Sometimes a body just has to get away.
The golf course community we live in during the winter is a wonderful place with many amenities, the manicured golf course, streets lined with palm trees, and flowers blooming on every street corner. It’s a paradise, but it isn’t real. The trees grow in neat rows, mounds of bright impatiens are planted each year and uprooted before they wither, an army of groundskeepers mow the grass and trim bushes into hedges.

Yesterday I escaped that tamed landscape. While on a golf outing to Sebring, FL we stopped by Hammock State Park. Its old growth forest and lush wildness took my breath away.
Sebring has been a tourist mecca since George Sebring built a luxury hotel over looking the lake in 1914. In 1931 the CCC or Civilian Conservation Corps designated a area outside Sebring as a work camp for young men who needed jobs. They build roads, bridges, and dams.
In 1942 when WWII loomed, the Depression ended, and the CCC disbanded, Florida merged a local park with the CCC land and designated the area as Hammock State Park. The camp and thousands of surrounding acres were saved from being overrun by developers.

The forest in Hammock State Park is a jungle of the biggest palms, cypress, and live oaks that I have ever seen. The most prominent oak is thirty-six feet around and 1,000 years old! Spanish moss form curtains in the branches, blocking out much of the sunlight. Four-foot cypress knees, as solid as fire hydrants, anchor a forest of towering cypress into the swamp.

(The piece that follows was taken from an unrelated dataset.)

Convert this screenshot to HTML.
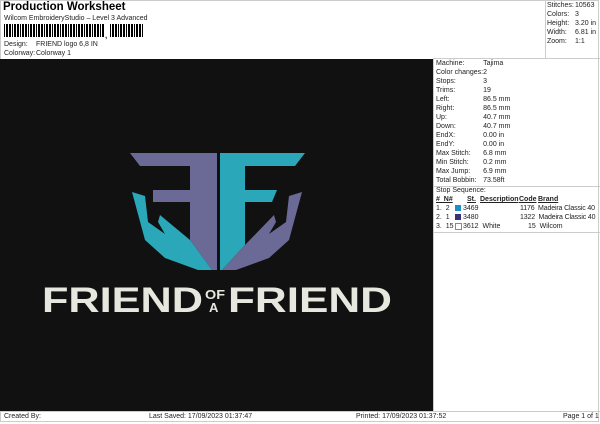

A narrow boardwalk with a railing on only one side dares you to venture into the prehistoric domain of alligators and tropical snakes. No landscaper has ever used a weed wacker in that wild place. I love it.
Six-Mile Cypress Slough in Fort Myers (which is the setting for my current work-in-progress novel, Gator Bait) is a wonderful place, but it’s too manmade and can’t compare in age or wildness with Hammock State Park. The raw nature thrilled me. I hope to get back there some day and spent more time exploring a patch of Florida as it looked before Columbus.